Supervision. Interns have the opportunity to learn about the process of the supervision of others during the training year. In their role as consultants, interns may need to supervise direct support staff in carrying out treatment recommendations and treatment protocols. Goal-setting, coaching, mentoring, and providing performance feedback are all skills that the interns develop to improve their competence as supervisors. During some training years, interns may have opportunities to also supervise practicum students.
Professional Skills and Development. Professional skills and development begin during the first week of the internship and are continuously evaluated throughout the year. After an initial self-assessment is completed, specific goals and objectives will be established. These targeted areas will be reviewed and discussed during individual supervision.
Interns are supervised by a team of three licensed, doctoral level psychologists. One of the supervisors is also a Board Certified Behavior Analyst (BCBA). The supervisory team provides four hours of individual, face-to-face supervision each week. Interns also participate in a weekly clinical meeting with the other clinical staff. Live supervision is provided by supervisors participating in meetings, assessment and intervention sessions, and consultation sessions with the intern. Additional mentoring may be provided by senior clinicians and consultants who have specialized clinical expertise. Supervision hours for obtaining behavior analysis board certification (BCBA) is also available for the internship year.
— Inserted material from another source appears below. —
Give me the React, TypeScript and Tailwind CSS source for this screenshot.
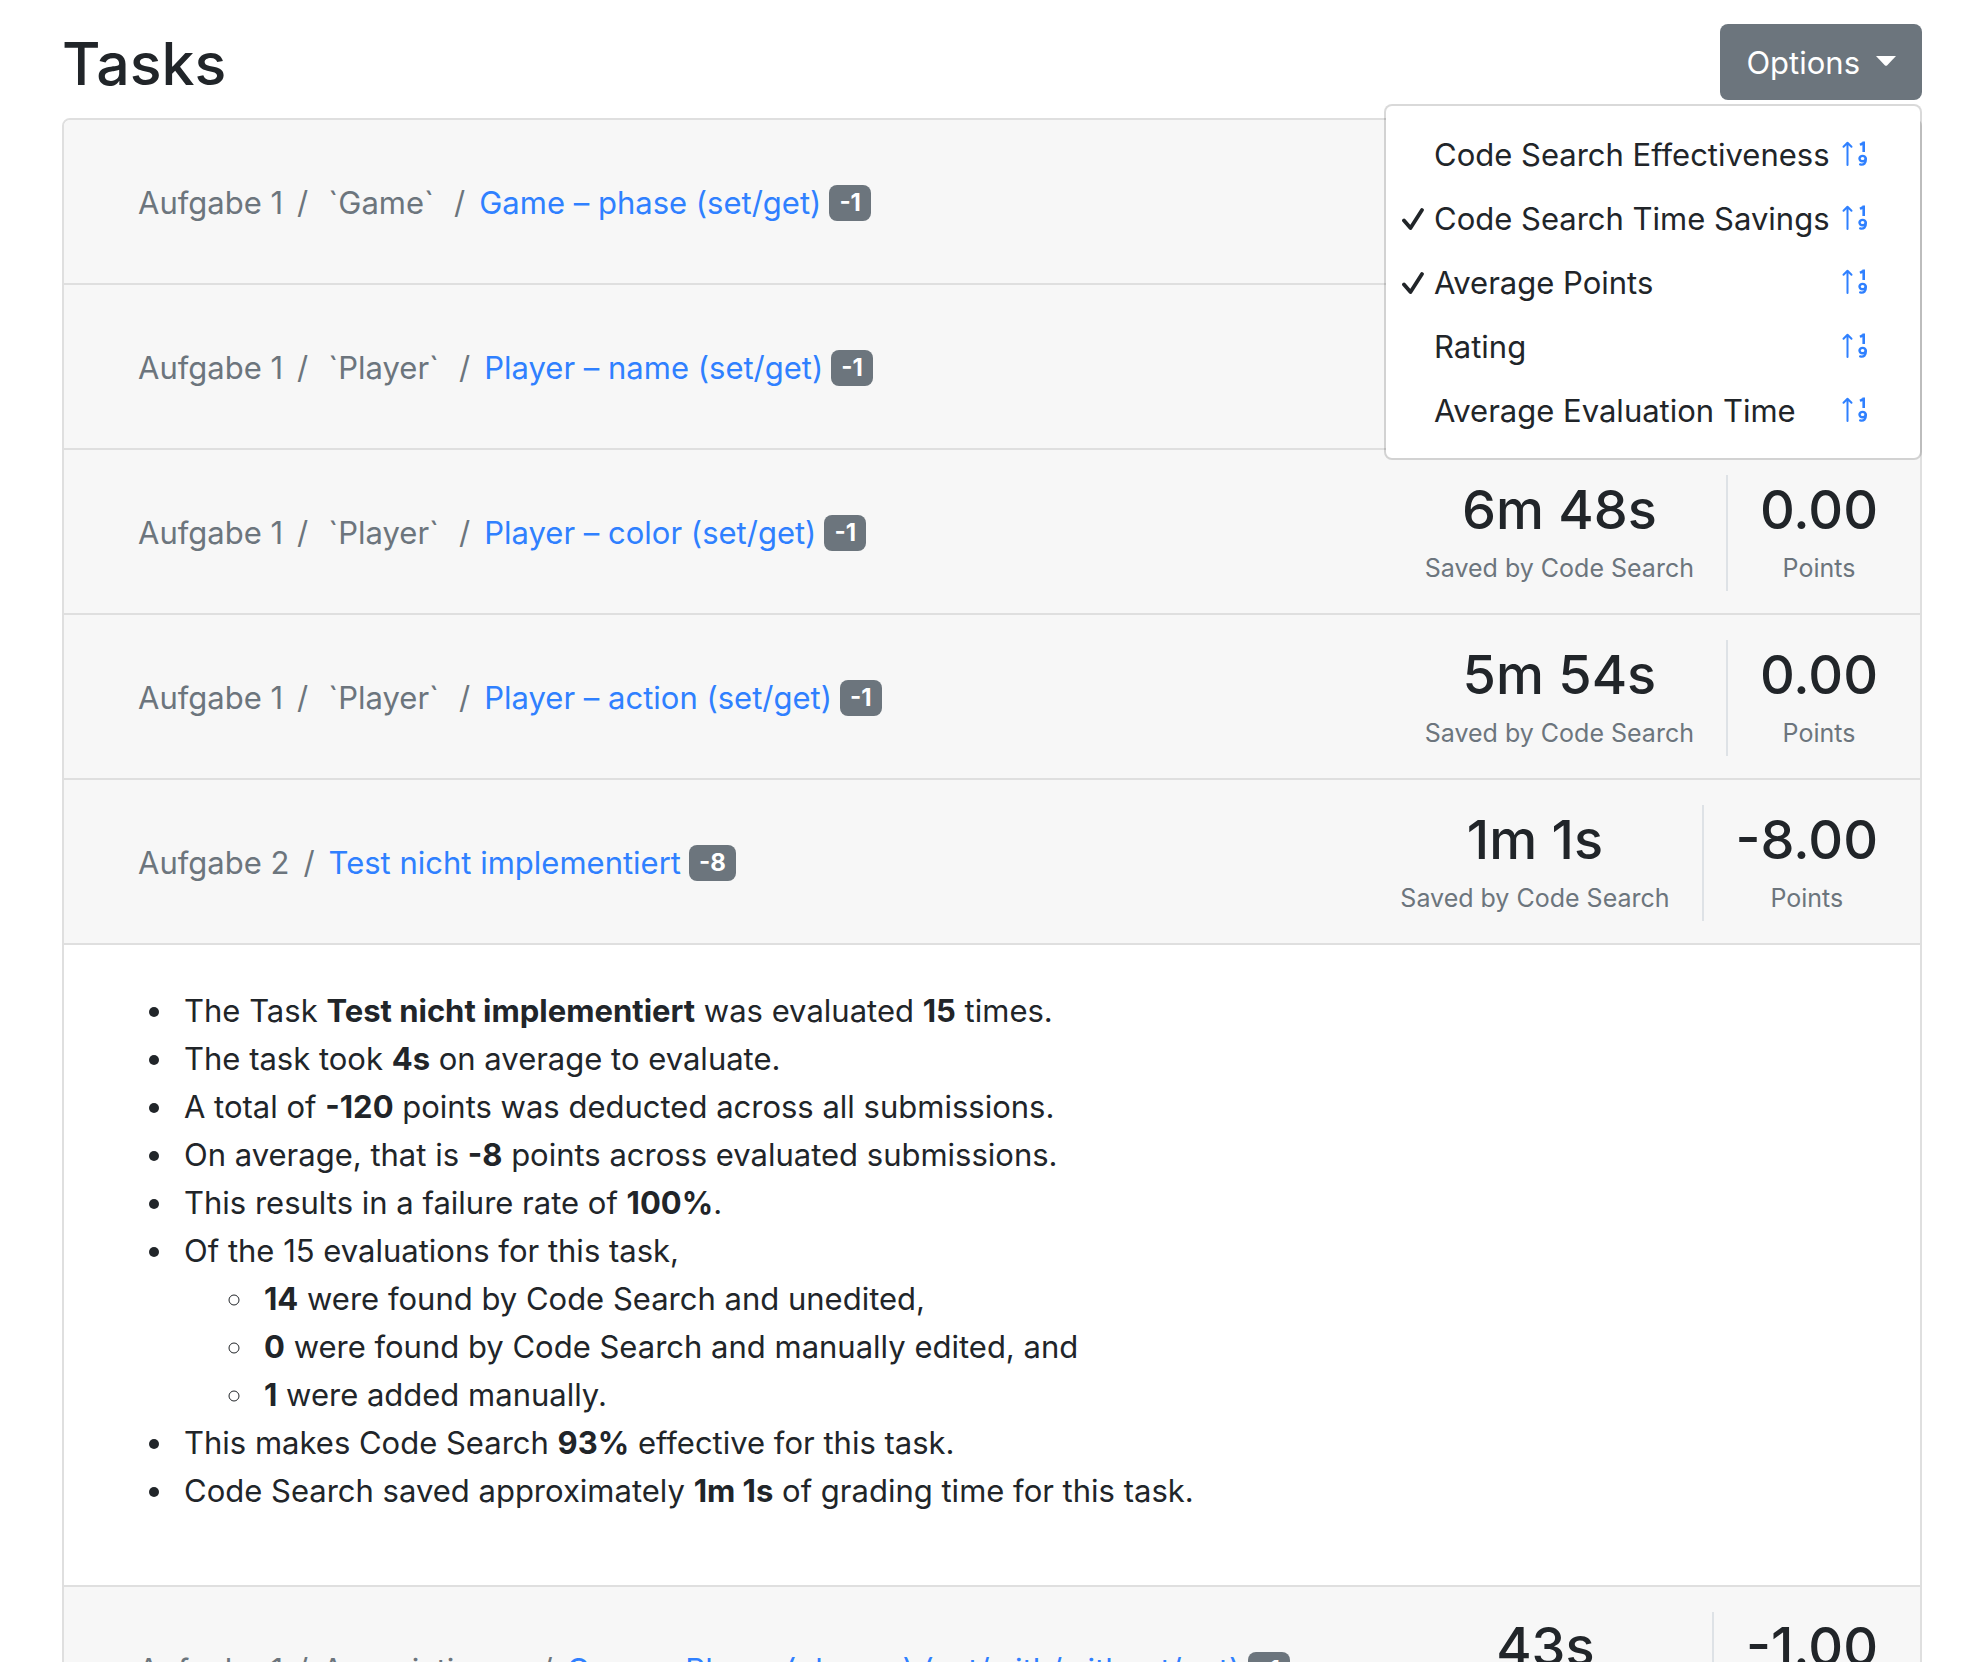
import { Fragment, useState } from "react";

type Task = {
  path: string[];
  name: string;
  badge: string;
  saved: string;
  points: string;
  open?: boolean;
};

const TASKS: Task[] = [
  { path: ["Aufgabe 1", "`Game`"], name: "Game – phase (set/get)", badge: "-1", saved: "7m 2s", points: "0.00" },
  { path: ["Aufgabe 1", "`Player`"], name: "Player – name (set/get)", badge: "-1", saved: "6m 55s", points: "0.00" },
  { path: ["Aufgabe 1", "`Player`"], name: "Player – color (set/get)", badge: "-1", saved: "6m 48s", points: "0.00" },
  { path: ["Aufgabe 1", "`Player`"], name: "Player – action (set/get)", badge: "-1", saved: "5m 54s", points: "0.00" },
  { path: ["Aufgabe 2"], name: "Test nicht implementiert", badge: "-8", saved: "1m 1s", points: "-8.00", open: true },
  { path: ["Aufgabe 1", "Assoziationen"], name: "Game – Player (players) (set/with/without/get)", badge: "-1", saved: "43s", points: "-1.00" },
];

const OPTIONS = [
  { label: "Code Search Effectiveness", checked: false },
  { label: "Code Search Time Savings", checked: true },
  { label: "Average Points", checked: true },
  { label: "Rating", checked: false },
  { label: "Average Evaluation Time", checked: false },
];

function CheckIcon() {
  return (
    <svg viewBox="0 0 24 28" className="h-7 w-6" fill="none" stroke="#212529" strokeWidth="3.8" strokeLinecap="round" strokeLinejoin="round" aria-hidden="true">
      <path d="M4 15.5 10.5 23 22 5" />
    </svg>
  );
}

function SortNumericUpIcon() {
  return (
    <svg viewBox="0 0 28 28" className="h-7 w-7 text-[#2f80ff]" fill="none" stroke="currentColor" strokeLinecap="round" strokeLinejoin="round" aria-hidden="true">
      <path strokeWidth="2" d="M5.5 25V3M1.5 6.8l4-4 4 4" />
      <path strokeWidth="2.6" strokeLinecap="butt" strokeLinejoin="miter" d="M21.7 12V1.5M22 2.6 18 4.8" />
      <ellipse strokeWidth="2.4" cx="20.6" cy="18.6" rx="3.1" ry="2.7" />
      <path strokeWidth="2.4" d="M23.8 18.8c.2 4.2-2 6.6-5.6 5.6" />
    </svg>
  );
}

function OptionsMenu() {
  const [options, setOptions] = useState(OPTIONS);
  const toggle = (label: string) =>
    setOptions(options.map((o) => (o.label === label ? { ...o, checked: !o.checked } : o)));
  return (
    <div className="relative">
      <button type="button" aria-expanded="true" className="flex h-19 items-center gap-4 rounded-lg bg-[#6c757d] px-[26px] pt-0.5 text-[31px] text-white">
        Options
        <svg viewBox="0 0 20 10" className="mb-1 h-[10px] w-5" fill="currentColor" aria-hidden="true">
          <path d="M0 0H20L11 9.4Q10 10 9 9.4Z" />
        </svg>
      </button>
      <ul className="absolute top-20 right-0 z-10 w-[538px] rounded-lg border-2 border-black/15 bg-white bg-clip-padding py-4">
        {options.map((o) => (
          <li key={o.label} className="flex h-16 items-center pr-[50px] pl-3.5">
            <button type="button" role="menuitemcheckbox" aria-checked={o.checked} onClick={() => toggle(o.label)} className="flex grow items-center pt-0.5 text-left whitespace-nowrap">
              <span className="w-[34px]">{o.checked && <CheckIcon />}</span>
              {o.label}
            </button>
            <button type="button" aria-label={`Sort by ${o.label}`}>
              <SortNumericUpIcon />
            </button>
          </li>
        ))}
      </ul>
    </div>
  );
}

function Stat({ value, label }: { value: string; label: string }) {
  return (
    <div className="px-8 text-center">
      <div className="text-[54px] leading-[70px] font-medium">{value}</div>
      <div className="text-[25px] leading-[46px] text-[#6c757d]">{label}</div>
    </div>
  );
}

function TaskHeader({ task }: { task: Task }) {
  return (
    <div className="flex h-[165px] items-center border-b-2 border-[#dfdfdf] bg-[#f7f7f7] pt-0.5 pr-2.5 pl-[74px]">
      <nav className="flex grow items-center whitespace-pre text-[#6c757d]">
        {task.path.map((p) => (
          <Fragment key={p}>
            <span className={p.startsWith("`") ? "px-1.5" : ""}>{p}</span>
            <span className="px-3.5">/</span>
          </Fragment>
        ))}
        <a href="#task" className="text-[#2f80ff]">{task.name}</a>
        <span className="ml-2 rounded-lg bg-[#6c757d] px-2.5 text-2xl leading-9 font-bold text-white">{task.badge}</span>
      </nav>
      <div className="flex divide-x-2 divide-[#dee2e6]">
        <Stat value={task.saved} label="Saved by Code Search" />
        <Stat value={task.points} label="Points" />
      </div>
    </div>
  );
}

function TaskDetails() {
  return (
    <div className="border-b-2 border-[#dfdfdf] px-10 pt-[42px] pb-[70px]">
      <ul className="list-disc pl-[72px] *:pl-2">
        <li>The Task <b>Test nicht implementiert</b> was evaluated <b>15</b> times.</li>
        <li>The task took <b>4s</b> on average to evaluate.</li>
        <li>A total of <b>-120</b> points was deducted across all submissions.</li>
        <li>On average, that is <b>-8</b> points across evaluated submissions.</li>
        <li>This results in a failure rate of <b>100%</b>.</li>
        <li>
          Of the 15 evaluations for this task,
          <ul className="list-[circle] pl-[72px] *:pl-2">
            <li><b>14</b> were found by Code Search and unedited,</li>
            <li><b>0</b> were found by Code Search and manually edited, and</li>
            <li><b>1</b> were added manually.</li>
          </ul>
        </li>
        <li>This makes Code Search <b>93%</b> effective for this task.</li>
        <li>Code Search saved approximately <b>1m 1s</b> of grading time for this task.</li>
      </ul>
    </div>
  );
}

export default function App() {
  return (
    <div className="h-screen overflow-hidden bg-white px-[62px] pt-6 font-[Inter,sans-serif] text-[31px] leading-[48px] text-[#212529]">
      <header className="flex items-start justify-between pb-4">
        <h1 className="pt-0.5 text-[59px] leading-[76px] font-medium">Tasks</h1>
        <OptionsMenu />
      </header>
      <main className="overflow-hidden rounded-t-lg border-2 border-[#dfdfdf]">
        {TASKS.map((t) => (
          <Fragment key={t.path.join() + t.name}>
            <TaskHeader task={t} />
            {t.open && <TaskDetails />}
          </Fragment>
        ))}
      </main>
    </div>
  );
}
Desired Intern Qualifications and Competencies
The ideal intern candidate will have experience in providing evidenced-based practices to children and adolescents, the ability to conceptualize a case from a CBT framework, and experience in administering a variety of assessments to children and adolescents. The ideal candidate will be trained in behavioral principles and have the ability to apply behavioral interventions. Intern candidates should have strong consultation skills and be able to work collaboratively with a multidisciplinary team. Additionally, intern candidates will be able to conduct independent research (e.g., conceptualization, methodology, and analysis).
Outcomes of Training
Over the course of the training year, the intern will develop competencies and independence in providing clinical services using a best practices model where clinical assessment, formulation, intervention, and analysis are supported by relevant clinical data. After completing the internship, interns most commonly continue their training in formal post-doctoral fellowship placements in clinical settings such as hospitals and residential treatment facilities. Past interns have also taken positions in clinical settings that provide them with the necessary post-doctoral supervision to obtain professional licenses. Additionally, some interns have also accepted academic and research based appointments upon completion of internship.